Нам возразят, что рассказчик у Достоевского – совсем не то, что у Пруста, и не пересказывает нам – что сущая правда – размышлений романиста об искусстве романа. Это не сам романист в том смысле, в каком им мог являться прустовский рассказчик. Из всех функций рассказчика Пруста рассказчику Достоевского достается только одна, «психологическая»: он помогает разобраться в мотивах некоторых персонажей. Нам скажут, что этот рассказчик наивнее прустовского – он никогда не знает о персонажах столько, сколько знает сам романист, и не извлекает из представленных нашему взору фактов и поступков того, что мог бы из них извлечь. Без сомнения, но это различие – весьма искусственное: оно не может изменить метафизический статус анализируемого персонажа и, в частности, вернуть ему «свободу» – если в отношении выдумки вообще можно говорить о какой-то свободе! – ибо у Достоевского рассказчик выбирает только те факты и поступки, посредством которых читатель может составить себе полное и всестороннее представление о персонаже. Читателю приходится, таким образом, несколько уточнять первичную трактовку рассказчика в пользу более глубокой – метафизической – истины. Неопытность и некоторая близорукость рассказчика позволяет ему говорить в тон прямому откровению и поддерживать нагнетаемую Достоевским таинственную атмосферу.
Важность этой таинственной атмосферы, впрочем, совсем не в том, в чем полагают сегодня. Она происходит определенно не из «пространства свободы» или непостижимого для нас произвола персонажей.
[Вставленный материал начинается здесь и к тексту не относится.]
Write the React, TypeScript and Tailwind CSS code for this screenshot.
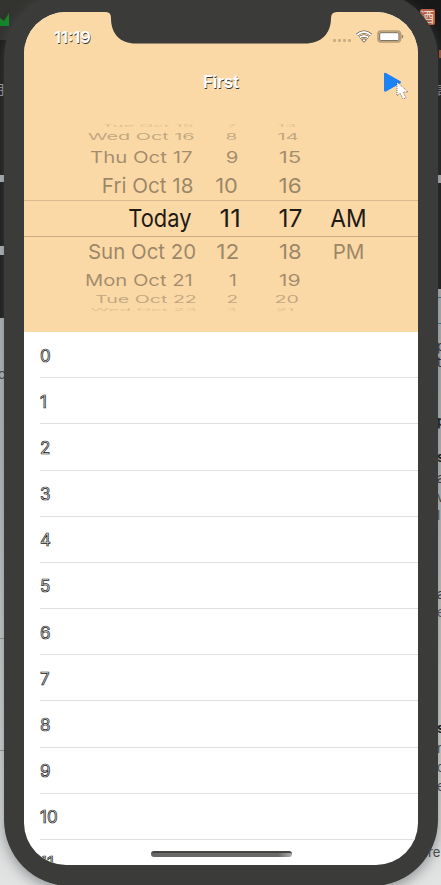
import React from 'react';

type Cell = { text: string; right: number; sx: number };
type Row = { style: string; size: number; sy: number; opacity: number; cells: Cell[] };

// Values on the wheel narrow and flatten as they turn away from the selected row.
const rows: Row[] = [
  { style: 'h-[6px]', size: 20, sy: 0.14, opacity: 0.12, cells: [
    { text: 'Tue Oct 15', right: 194, sx: 0.92 }, { text: '7', right: 236, sx: 0.75 }, { text: '13', right: 296, sx: 0.95 } ] },
  { style: 'h-[13px] pt-[2px]', size: 20, sy: 0.47, opacity: 0.23, cells: [
    { text: 'Wed Oct 16', right: 195, sx: 0.99 }, { text: '8', right: 237, sx: 0.95 }, { text: '14', right: 299, sx: 1.04 } ] },
  { style: 'h-[29px]', size: 20, sy: 0.82, opacity: 0.35, cells: [
    { text: 'Thu Oct 17', right: 193, sx: 1.02 }, { text: '9', right: 238, sx: 1.02 }, { text: '15', right: 301, sx: 1.11 } ] },
  { style: 'h-[29px]', size: 21, sy: 0.97, opacity: 0.38, cells: [
    { text: 'Fri Oct 18', right: 193, sx: 0.98 }, { text: '10', right: 238, sx: 1.04 }, { text: '16', right: 302, sx: 1.07 } ] },
  { style: 'h-[37px] border-y border-t-[#dabb8f] border-b-[#cbac80] pt-[2px]', size: 23, sy: 1.05, opacity: 0.88, cells: [
    { text: 'Today', right: 191, sx: 0.95 }, { text: '11', right: 241, sx: 1.13 }, { text: '17', right: 302, sx: 1.07 }, { text: 'AM', right: 367, sx: 0.99 } ] },
  { style: 'h-[29px]', size: 21, sy: 0.98, opacity: 0.38, cells: [
    { text: 'Sun Oct 20', right: 196, sx: 0.973 }, { text: '12', right: 239, sx: 1.08 }, { text: '18', right: 302, sx: 1.05 }, { text: 'PM', right: 364, sx: 0.98 } ] },
  { style: 'h-[27px]', size: 20, sy: 0.8, opacity: 0.35, cells: [
    { text: 'Mon Oct 21', right: 193, sx: 1.01 }, { text: '1', right: 237, sx: 1 }, { text: '19', right: 301, sx: 1.06 } ] },
  { style: 'h-[13px] pt-px', size: 20, sy: 0.48, opacity: 0.23, cells: [
    { text: 'Tue Oct 22', right: 197, sx: 0.98 }, { text: '2', right: 238, sx: 0.95 }, { text: '20', right: 299, sx: 0.98 } ] },
  { style: 'h-[7px]', size: 20, sy: 0.14, opacity: 0.12, cells: [
    { text: 'Wed Oct 23', right: 197, sx: 0.95 }, { text: '3', right: 236, sx: 0.8 }, { text: '21', right: 294, sx: 0.92 } ] },
];

function Wheel() {
  return (
    <div className="flex flex-col text-black">
      {rows.map((r, i) => (
        <div key={i} className={`flex shrink-0 items-center leading-none ${r.style}`}>
          {r.cells.map((c, j) => (
            <div key={j} className="flex shrink-0 justify-end whitespace-nowrap" style={{ width: c.right - (j === 0 ? 24 : r.cells[j - 1].right) }}>
              <span className="origin-right" style={{ fontSize: r.size, opacity: r.opacity, transform: `scale(${c.sx}, ${r.sy})` }}>{c.text}</span>
            </div>
          ))}
        </div>
      ))}
    </div>
  );
}

function StatusBar() {
  return (
    <div className="flex h-[49px] items-center justify-between pr-[13px] pl-[30px]">
      <span className="text-[16.5px] leading-5 font-semibold text-white [text-shadow:0.5px_0.5px_0.4px_#333]">11:19</span>
      <div className="flex items-center">
        <div className="mt-2 mr-1 flex gap-[2px]">
          {[0, 1, 2, 3].map(n => <i key={n} className="h-[3px] w-[3px] rounded-[1px] bg-[#c9ad83]" />)}
        </div>
        <svg className="mr-[3px]" width="19" height="15" viewBox="0 0 19 15">
          <g fill="none">
            <path d="M2 5.9Q9 .3 16 5.9M4.6 8.6Q9 5.3 13.4 8.6" stroke="#373126" strokeWidth="2.9" />
            <path d="M2 5.9Q9 .3 16 5.9M4.6 8.6Q9 5.3 13.4 8.6" stroke="white" strokeWidth="1.9" />
          </g>
          <path d="M6.6 10.7Q9 8.9 11.4 10.7L9 13.3Z" fill="white" stroke="#373126" strokeWidth=".7" />
        </svg>
        <svg width="28" height="14" viewBox="0 0 28 14">
          <rect x="1" y="1" width="22.5" height="11" rx="3" fill="#dfc394" stroke="#b79d75" strokeWidth="1.6" />
          <rect x="2.7" y="2.7" width="19.2" height="7.8" rx="1.3" fill="white" stroke="#4b4436" strokeWidth=".7" />
          <path d="M24.7 4.2Q28 6.5 24.7 8.8Z" fill="#8e7c60" />
        </svg>
      </div>
    </div>
  );
}

function TitleBar() {
  return (
    <div className="grid h-[42px] grid-cols-[1fr_auto_1fr] items-center">
      <h1 className="col-start-2 text-[17px] leading-[18px] font-semibold tracking-[-0.1px] text-white [text-shadow:0.5px_0.5px_0.4px_#333]">First</h1>
      <svg className="mr-[15px] justify-self-end" width="20" height="23" viewBox="0 0 20 23">
        <path d="M1 3Q1 1 3 2L17 10Q19 11.5 17 12.6L3 20.5Q1 21.5 1 19Z" fill="#1c82f5" />
      </svg>
    </div>
  );
}

// Slices of the page behind the phone; each entry is one line in the right margin.
const sideText = [
  { t: 'p', s: 'mt-[14px] text-[#222]' }, { t: 't', s: 'text-[#111]' },
  { t: 'p', s: 'mt-[43px] font-bold text-[#111]' }, { t: 's', s: 'mt-[20px] font-bold text-[#111]' },
  { t: 'a', s: 'mt-[5px] text-[#333]' }, { t: 'v', s: 'mt-[3px] text-[#444]' },
  { t: 'l', s: 'mt-[2px] text-[#444]' }, { t: 'al', s: 'mt-[63px] text-[#333]' },
  { t: 'e', s: 'mt-[2px] text-[#555]' }, { t: 's', s: 'mt-[100px] font-bold text-[#111]' },
  { t: 'n', s: 'mt-[4px] text-[#444]' }, { t: 'c', s: 'mt-[3px] text-[#444]' },
  { t: 'e', s: 'mt-[3px] text-[#444]' },
];

function Desktop() {
  return (
    <div className="flex justify-between overflow-hidden bg-[#dfe1e1] text-[13px] leading-4">
      <div className="flex h-[885px] w-[100px] flex-col bg-gradient-to-b from-[#aeb6b8] via-[#b7bec0] to-[#e2e3e3]">
        <div className="flex h-[175px] shrink-0 flex-col bg-[#1b1b1a]">
          <svg className="shrink-0 bg-[#333330]" width="40" height="40"><path d="M0 18l4 3 5-8v13H0z" fill="#15862a" /></svg>
          <span className="mt-[41px] -ml-[9px] text-[#aaa]">明</span>
        </div>
        <div className="mt-[7px] h-[64px] w-5 shrink-0 bg-[#181918]" />
        <div className="mt-[9px] h-[63px] w-5 shrink-0 bg-[#181918]" />
        <span className="mt-[48px] -ml-[2px] text-[#444]">c</span>
        <div className="mt-[256px] h-px w-1 shrink-0 bg-[#939a9b]" />
        <div className="mt-[111px] h-px w-1 shrink-0 bg-[#939a9b]" />
      </div>
      <div className="flex h-[885px] w-[100px] flex-col bg-gradient-to-b from-[#a9afb1] via-[#b2b8b9] to-[#e2e3e3]">
        <div className="flex h-[175px] shrink-0 flex-col bg-[#171817] pt-[9px]">
          <div className="ml-[79px] h-4 w-[15px] overflow-hidden rounded-[2px] bg-[#bf604b] text-[14px] text-[#eee0cd]">酒</div>
          <div className="mt-[25px] ml-[98px] h-2 w-[2px] bg-[#a9512e]" />
          <span className="mt-[23px] ml-[95px] text-[#999]">言</span>
        </div>
        <div className="mt-[8px] h-[106px] shrink-0 bg-[#141514]" />
        <div className="mt-[8px] h-px shrink-0 bg-[#35737b]" />
        <div className="mt-[25px] h-px shrink-0 bg-[#35737b]" />
        {sideText.map((l, i) => <span key={i} className={`ml-[96px] shrink-0 ${l.s}`}>{l.t}</span>)}
      </div>
    </div>
  );
}

function Phone() {
  return (
    <div className="relative -mt-2 ml-1 h-[894px] w-[434px] rounded-[66px] bg-[#3b3b39] p-5 shadow-[0_4px_13px_#555b5d99]">
      <section className="relative flex h-[853px] flex-col overflow-hidden rounded-[42px] bg-white">
        <header className="flex h-[320px] shrink-0 flex-col bg-[#fbd9a7]">
          <StatusBar />
          <TitleBar />
          <div className="pt-5"><Wheel /></div>
        </header>
        <ul>
          {Array.from({ length: 12 }, (_, n) => (
            <li key={n} className="flex h-[46.18px] pl-4">
              <div className="flex flex-1 items-center border-b border-[#e0e0e0] pt-[3px] text-[17px] leading-none text-[#e4e4e4] [-webkit-text-stroke:0.7px_#181818]">{n}</div>
            </li>
          ))}
        </ul>
        <div className="absolute bottom-2 left-[127px] h-[6px] w-[141px] rounded-full border-t-2 border-[#444542] bg-gradient-to-r from-[#686966] from-90% to-[#adafae]" />
      </section>
      <svg className="absolute top-[18px] left-[102px]" width="231" height="34" viewBox="0 0 231 34">
        <path d="M0 0V2Q5 2 5 8C5 24 14 33.5 30 33.5H199C215 33.5 225 24 225 8Q225 2 231 2V0Z" fill="#3b3b39" />
      </svg>
      <svg className="absolute top-[89px] left-[391px]" width="15" height="20" viewBox="0 0 15 20">
        <path d="M2 1V15L5 12L8 18L11 17L8 11H13Z" fill="white" stroke="#444" strokeWidth=".7" strokeDasharray="1 1" />
      </svg>
      <span className="absolute top-[852px] left-[424px] text-[13px] leading-4 text-[#464849]">re</span>
    </div>
  );
}

export default function App() {
  return (
    <main className="grid h-[885px] w-[441px] overflow-hidden font-['Inter','Noto_Sans_CJK_SC',sans-serif] [&>*]:[grid-area:1/1]">
      <Desktop />
      <Phone />
    </main>
  );
}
Свобода здесь, без сомнения, есть – однако не в той форме, в какой ее представляют критики из рядов экзистенциалистов. Свобода может утверждаться единственно в форме подлинного обращения, какое претерпевает, например, в конце романа Степан Трофимович. Чего нам никогда не постичь – так это насколько тот или иной персонаж виновен или невинен, но и только. Полагать, будто Достоевский приглашает читателя дать волю своему воображению, что в его текстах есть некая «зона свободы» – какая-то полость, которую мы можем заполнить чем пожелаем, – значит толковать его гений ошибочно. Романист стремится прежде всего раскрыть истину; умолчание в его творчестве – это зона фундаментальных очевидностей, первопринципов, которые он не проговаривает, потому что их должен внушить читателю сам роман.
Области романа «спаяны» между собой, и каждая – больший или меньший фрагмент общей структуры, которая определяется двумя предельными дистанциями между медиатором и желающим субъектом. Отдельные произведения являются, таким образом, фрагментами единого романического континуума. Поэтому отнюдь не случайно в конце «Поисков утраченного времени» мы встречаемся с персонажами и желаниями, близкими Достоевскому, – как и то, что встречаемся с «прустовскими» персонажами и желаниями в начале той «суммы» Достоевского, какой являются «Бесы». Становление героя – это схождение во ад, которое почти всегда заканчивается возвращением к свету, вневременным метафизическим обращением. Континуумы романа накладываются друг на друга, но сошествие во ад в каждом свое – и начинается оно там, где кончается предыдущее. Героев могут быть сотни, но лишь одному из них удается проложить себе путь от одного конца романической литературы к обратному.
Достоевский видел это движение падения лучше, чем предшествующие романисты, и в своих «Бесах» пытался дать его прочувствовать нам. Подпольная динамика проявляется при переходе между поколениями. Возникающие одна за другой иллюзии кажутся независимыми друг от друга и даже взаимно противоречивыми, но их развертывание неумолимо складывается в одну историю. Континуум романа порождается не чем иным, как сближением с медиатором, и именно он придает ему смысл.
Каждое из поколений воплощает в себе отдельный этап онтологической болезни. Истина отцов долгое время остается сокрытой – но с несравненной силой прорывается в лихорадочном возбуждении, беспорядке и разгуле детей. Отцы поражены тем, что породили чудовищ: в детях они видят антитезу всему тому, чем являются сами, не замечая, что яблоко от яблони падает недалеко. Дети же, напротив, видят, что негодование отцов – отчасти только комедия, и «верность принципам» их нисколько не впечатляет. Они слишком хорошо понимают, что буржуазное достоинство – не более чем «самообман». У Достоевского в еще большей степени, чем у Пруста, преодоление книзу – это пародия на преодоление кверху, поскольку проблески мудрости смешиваются у него с помрачением. Однако в последствиях подпольного осознания ничего хорошего быть не может: она всегда тянет к земле, а не возносит вверх. Зараженного онтологической болезнью всегда бесят те, кто здоровее его, и именно среди них он выбирает себе медиаторов, надеясь утянуть идол вслед за собою ко дну.